* Dataset content:
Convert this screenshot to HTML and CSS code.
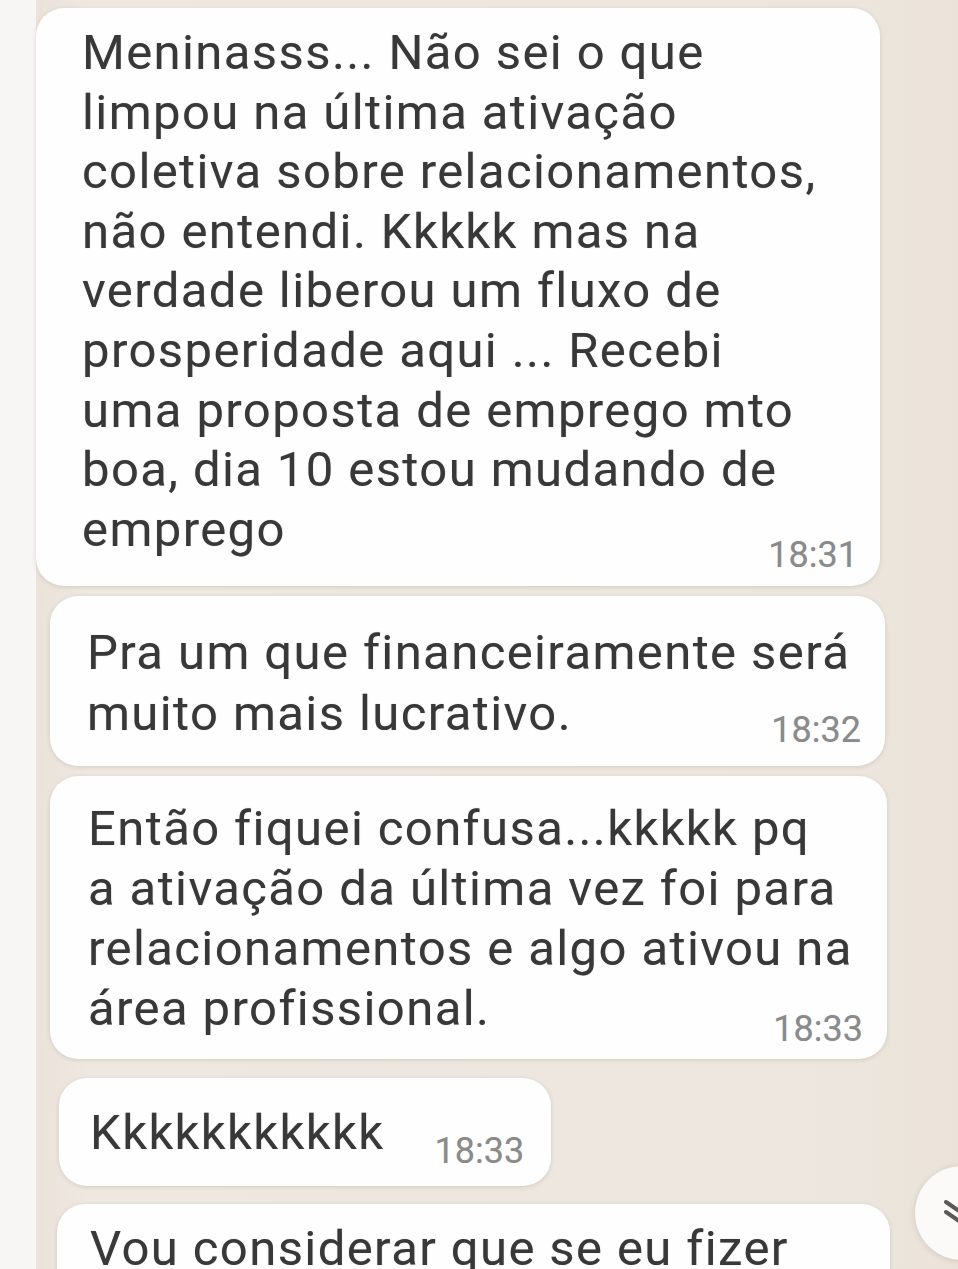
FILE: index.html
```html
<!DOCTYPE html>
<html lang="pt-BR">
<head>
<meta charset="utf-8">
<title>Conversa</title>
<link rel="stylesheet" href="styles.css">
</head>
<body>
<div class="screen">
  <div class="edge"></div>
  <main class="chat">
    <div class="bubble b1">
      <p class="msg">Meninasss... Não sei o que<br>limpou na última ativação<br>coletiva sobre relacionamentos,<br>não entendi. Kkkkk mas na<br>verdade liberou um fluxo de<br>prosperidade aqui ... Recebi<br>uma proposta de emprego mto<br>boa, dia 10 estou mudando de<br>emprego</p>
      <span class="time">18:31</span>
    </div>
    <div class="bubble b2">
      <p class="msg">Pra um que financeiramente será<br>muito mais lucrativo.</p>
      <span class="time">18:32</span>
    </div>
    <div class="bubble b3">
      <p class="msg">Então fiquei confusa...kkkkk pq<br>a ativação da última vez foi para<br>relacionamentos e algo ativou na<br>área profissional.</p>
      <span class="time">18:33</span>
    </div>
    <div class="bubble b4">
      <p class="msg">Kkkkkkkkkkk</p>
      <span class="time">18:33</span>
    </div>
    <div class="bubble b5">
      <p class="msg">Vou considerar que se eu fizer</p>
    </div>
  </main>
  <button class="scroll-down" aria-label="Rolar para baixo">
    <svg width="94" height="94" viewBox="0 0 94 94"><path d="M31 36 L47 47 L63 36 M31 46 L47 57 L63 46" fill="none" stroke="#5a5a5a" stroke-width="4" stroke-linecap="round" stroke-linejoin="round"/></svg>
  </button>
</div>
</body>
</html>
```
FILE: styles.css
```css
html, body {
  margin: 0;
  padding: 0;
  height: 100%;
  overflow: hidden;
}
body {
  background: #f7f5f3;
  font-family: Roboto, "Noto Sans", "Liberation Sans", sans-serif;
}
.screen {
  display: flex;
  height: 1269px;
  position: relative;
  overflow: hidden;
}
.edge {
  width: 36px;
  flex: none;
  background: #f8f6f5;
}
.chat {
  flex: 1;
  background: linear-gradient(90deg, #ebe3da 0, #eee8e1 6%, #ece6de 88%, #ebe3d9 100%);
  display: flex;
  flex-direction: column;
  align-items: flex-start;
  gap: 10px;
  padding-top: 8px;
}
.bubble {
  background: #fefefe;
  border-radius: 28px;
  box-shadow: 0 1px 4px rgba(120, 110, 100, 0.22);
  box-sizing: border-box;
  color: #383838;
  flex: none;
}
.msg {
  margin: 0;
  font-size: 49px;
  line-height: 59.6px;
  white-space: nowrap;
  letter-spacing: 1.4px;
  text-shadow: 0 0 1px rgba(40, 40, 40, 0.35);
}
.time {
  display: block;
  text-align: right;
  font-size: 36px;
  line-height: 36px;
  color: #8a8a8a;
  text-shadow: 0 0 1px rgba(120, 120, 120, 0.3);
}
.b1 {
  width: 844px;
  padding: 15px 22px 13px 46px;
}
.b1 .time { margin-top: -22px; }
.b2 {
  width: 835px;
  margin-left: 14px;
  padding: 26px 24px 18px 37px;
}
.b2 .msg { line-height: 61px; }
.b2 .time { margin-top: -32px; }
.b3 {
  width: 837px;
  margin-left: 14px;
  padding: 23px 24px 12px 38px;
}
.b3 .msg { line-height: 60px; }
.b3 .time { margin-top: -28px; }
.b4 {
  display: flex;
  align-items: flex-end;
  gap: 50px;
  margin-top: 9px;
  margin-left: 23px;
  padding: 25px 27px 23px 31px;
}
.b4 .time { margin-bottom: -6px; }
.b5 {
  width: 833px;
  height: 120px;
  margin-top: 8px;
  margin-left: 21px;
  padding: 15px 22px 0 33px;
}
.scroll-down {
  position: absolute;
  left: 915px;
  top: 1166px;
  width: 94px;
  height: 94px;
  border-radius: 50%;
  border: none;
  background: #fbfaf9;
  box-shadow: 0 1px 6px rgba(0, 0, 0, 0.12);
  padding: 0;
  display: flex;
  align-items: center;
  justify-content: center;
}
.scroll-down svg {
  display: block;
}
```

* Work to do:
Leave out the pictures and give the listing above again exactly.

* Answer for this exercise:
Convert this screenshot to HTML and CSS code.
FILE: index.html
```html
<!DOCTYPE html>
<html lang="pt-BR">
<head>
<meta charset="utf-8">
<title>Conversa</title>
<link rel="stylesheet" href="styles.css">
</head>
<body>
<div class="screen">
  <div class="edge"></div>
  <main class="chat">
    <div class="bubble b1">
      <p class="msg">Meninasss... Não sei o que<br>limpou na última ativação<br>coletiva sobre relacionamentos,<br>não entendi. Kkkkk mas na<br>verdade liberou um fluxo de<br>prosperidade aqui ... Recebi<br>uma proposta de emprego mto<br>boa, dia 10 estou mudando de<br>emprego</p>
      <span class="time">18:31</span>
    </div>
    <div class="bubble b2">
      <p class="msg">Pra um que financeiramente será<br>muito mais lucrativo.</p>
      <span class="time">18:32</span>
    </div>
    <div class="bubble b3">
      <p class="msg">Então fiquei confusa...kkkkk pq<br>a ativação da última vez foi para<br>relacionamentos e algo ativou na<br>área profissional.</p>
      <span class="time">18:33</span>
    </div>
    <div class="bubble b4">
      <p class="msg">Kkkkkkkkkkk</p>
      <span class="time">18:33</span>
    </div>
    <div class="bubble b5">
      <p class="msg">Vou considerar que se eu fizer</p>
    </div>
  </main>
  <button class="scroll-down" aria-label="Rolar para baixo">
    <svg width="94" height="94" viewBox="0 0 94 94"><path d="M31 36 L47 47 L63 36 M31 46 L47 57 L63 46" fill="none" stroke="#5a5a5a" stroke-width="4" stroke-linecap="round" stroke-linejoin="round"/></svg>
  </button>
</div>
</body>
</html>
```
FILE: styles.css
```css
html, body {
  margin: 0;
  padding: 0;
  height: 100%;
  overflow: hidden;
}
body {
  background: #f7f5f3;
  font-family: Roboto, "Noto Sans", "Liberation Sans", sans-serif;
}
.screen {
  display: flex;
  height: 1269px;
  position: relative;
  overflow: hidden;
}
.edge {
  width: 36px;
  flex: none;
  background: #f8f6f5;
}
.chat {
  flex: 1;
  background: linear-gradient(90deg, #ebe3da 0, #eee8e1 6%, #ece6de 88%, #ebe3d9 100%);
  display: flex;
  flex-direction: column;
  align-items: flex-start;
  gap: 10px;
  padding-top: 8px;
}
.bubble {
  background: #fefefe;
  border-radius: 28px;
  box-shadow: 0 1px 4px rgba(120, 110, 100, 0.22);
  box-sizing: border-box;
  color: #383838;
  flex: none;
}
.msg {
  margin: 0;
  font-size: 49px;
  line-height: 59.6px;
  white-space: nowrap;
  letter-spacing: 1.4px;
  text-shadow: 0 0 1px rgba(40, 40, 40, 0.35);
}
.time {
  display: block;
  text-align: right;
  font-size: 36px;
  line-height: 36px;
  color: #8a8a8a;
  text-shadow: 0 0 1px rgba(120, 120, 120, 0.3);
}
.b1 {
  width: 844px;
  padding: 15px 22px 13px 46px;
}
.b1 .time { margin-top: -22px; }
.b2 {
  width: 835px;
  margin-left: 14px;
  padding: 26px 24px 18px 37px;
}
.b2 .msg { line-height: 61px; }
.b2 .time { margin-top: -32px; }
.b3 {
  width: 837px;
  margin-left: 14px;
  padding: 23px 24px 12px 38px;
}
.b3 .msg { line-height: 60px; }
.b3 .time { margin-top: -28px; }
.b4 {
  display: flex;
  align-items: flex-end;
  gap: 50px;
  margin-top: 9px;
  margin-left: 23px;
  padding: 25px 27px 23px 31px;
}
.b4 .time { margin-bottom: -6px; }
.b5 {
  width: 833px;
  height: 120px;
  margin-top: 8px;
  margin-left: 21px;
  padding: 15px 22px 0 33px;
}
.scroll-down {
  position: absolute;
  left: 915px;
  top: 1166px;
  width: 94px;
  height: 94px;
  border-radius: 50%;
  border: none;
  background: #fbfaf9;
  box-shadow: 0 1px 6px rgba(0, 0, 0, 0.12);
  padding: 0;
  display: flex;
  align-items: center;
  justify-content: center;
}
.scroll-down svg {
  display: block;
}
```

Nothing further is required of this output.